Chip Wars Part Two: The US Strikes First
First let’s start with a startling fact: China spends more importing semiconductors than it does buying oil. According to Laura He of CNN Business, that adds up to $444 billion or 16% of China’s total imports. These are astonishing numbers and there are massive implications we can draw from this.
The US is the undisputed leader in chip design, advanced manufacturing, and intellectual property worldwide. We are the OPEC of semiconductors and those semiconductors are more critical to growth than oil. No modern technology, including AI, space, military equipment, vehicles, you name it, can run without them.

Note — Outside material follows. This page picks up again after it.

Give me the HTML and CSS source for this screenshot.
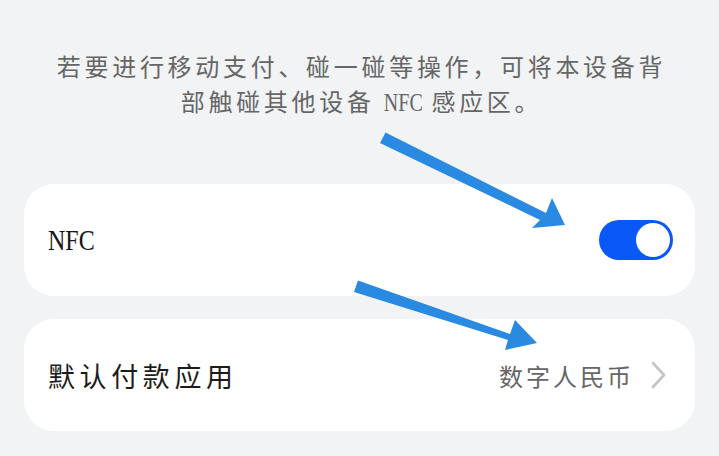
FILE: index.html
```html
<!DOCTYPE html>
<html lang="zh-CN">
<head>
<meta charset="utf-8">
<title>NFC</title>
<link rel="stylesheet" href="styles.css">
</head>
<body>
<main class="page">
  <p class="hint">若要进行移动支付、碰一碰等操作，可将本设备背<br>部触碰其他设备 <span class="latin">NFC</span> 感应区。</p>

  <section class="card">
    <span class="label latin">NFC</span>
    <span class="switch" role="switch" aria-checked="true"><span class="knob"></span></span>
  </section>

  <section class="card">
    <span class="label">默认付款应用</span>
    <span class="value">数字人民币
      <svg class="chevron" viewBox="0 0 16 28" width="16" height="28" aria-hidden="true">
        <path d="M2 2 L13 14 L2 26" fill="none" stroke="#c4c4c4" stroke-width="2.6" stroke-linecap="round" stroke-linejoin="round"/>
      </svg>
    </span>
  </section>

  <!-- annotation arrows drawn on top of the settings list -->
  <svg class="arrows" viewBox="0 0 719 456" width="719" height="456" aria-hidden="true">
    <g fill="#2a8ae2" stroke="none">
      <path d="M385.5 132.5 L546 213 L552 198 L565 225 L532 228 L540 220 L380 143 Z"/>
      <path d="M358 280.5 L510 334 L515 320 L537 343 L505 350 L508 340 L354 292 Z"/>
    </g>
  </svg>
</main>
</body>
</html>
```

FILE: styles.css
```css
html, body {
  margin: 0;
  padding: 0;
  background: #f1f3f5;
}

.page {
  position: relative;
  width: 719px;
  height: 456px;
  box-sizing: border-box;
  padding: 48px 24px 0;
  display: flex;
  flex-direction: column;
  gap: 23px;
  font-family: "Noto Sans CJK SC", "Noto Sans", sans-serif;
  overflow: hidden;
}

/* narrow serif for the Latin "NFC" */
.latin {
  display: inline-block;
  font-family: "Liberation Serif", serif;
  letter-spacing: 0;
  transform: scaleX(0.8);
  transform-origin: left center;
}

.hint {
  margin: 0 0 41px;
  text-align: center;
  font-size: 24px;
  line-height: 35px;
  letter-spacing: 3.7px;
  color: #666666;
  padding-left: 4px;
}

.hint .latin {
  font-size: 25px;
  margin: 0 -5px;
  transform-origin: center center;
}

.card {
  height: 112px;
  background: #ffffff;
  border-radius: 30px;
  display: flex;
  align-items: center;
  justify-content: space-between;
  padding: 0 22px 0 24px;
}

.label {
  font-size: 27px;
  letter-spacing: 4.6px;
  color: #1c1c1c;
}

.label.latin {
  font-size: 30px;
  letter-spacing: 0;
  color: #161616;
}

.switch {
  position: relative;
  width: 74px;
  height: 40px;
  border-radius: 20px;
  background: #0a59f7;
}

.knob {
  position: absolute;
  top: 3px;
  right: 3px;
  width: 34px;
  height: 34px;
  border-radius: 50%;
  background: #ffffff;
}

.value {
  display: flex;
  align-items: center;
  gap: 17px;
  margin-right: 6px;
  font-size: 24px;
  letter-spacing: 3px;
  color: #666666;
}

.chevron {
  display: block;
}

.arrows {
  position: absolute;
  left: 0;
  top: 0;
  pointer-events: none;
}
```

As of October 7, 2022, the Biden administration has levied severe restrictions on both the export of chips and their manufacturing equipment, and the ability of US citizens to work for firms in China that make them. Those citizens will now have to choose between their jobs and keeping their US citizenship.
This may be a bloodless war but it is war nevertheless. China is ruled by a dictator, Xi Jinping, with lifetime power, who wants his country to be entirely self-sufficient and able to cut itself off from the world. But no modern economy can survive without this technology.
These technological sanctions are no less powerful than the economic sanctions that are strangling Russia’s economy and their ability to wage war. Russia’s only source of advanced technology is China and we are shutting that capability down. As it is, there are stories that the basic chips Russia imports from China have a 40% failure rate, which makes them essentially worthless.
On top of all of this, Xi’s China is building a modern military with advanced air, sea, and land capability, in part to enable him to take over Taiwan, the world’s largest supplier of semiconductors. Their ships, missiles, and communications cannot work without our chips.
It may very well be that WWIII looks very different than we think, as we move to dominate this new critical global resource. The twentieth century has receded beyond comprehension due to technology, something you only perceive when you pull back and consider where we were in 2000.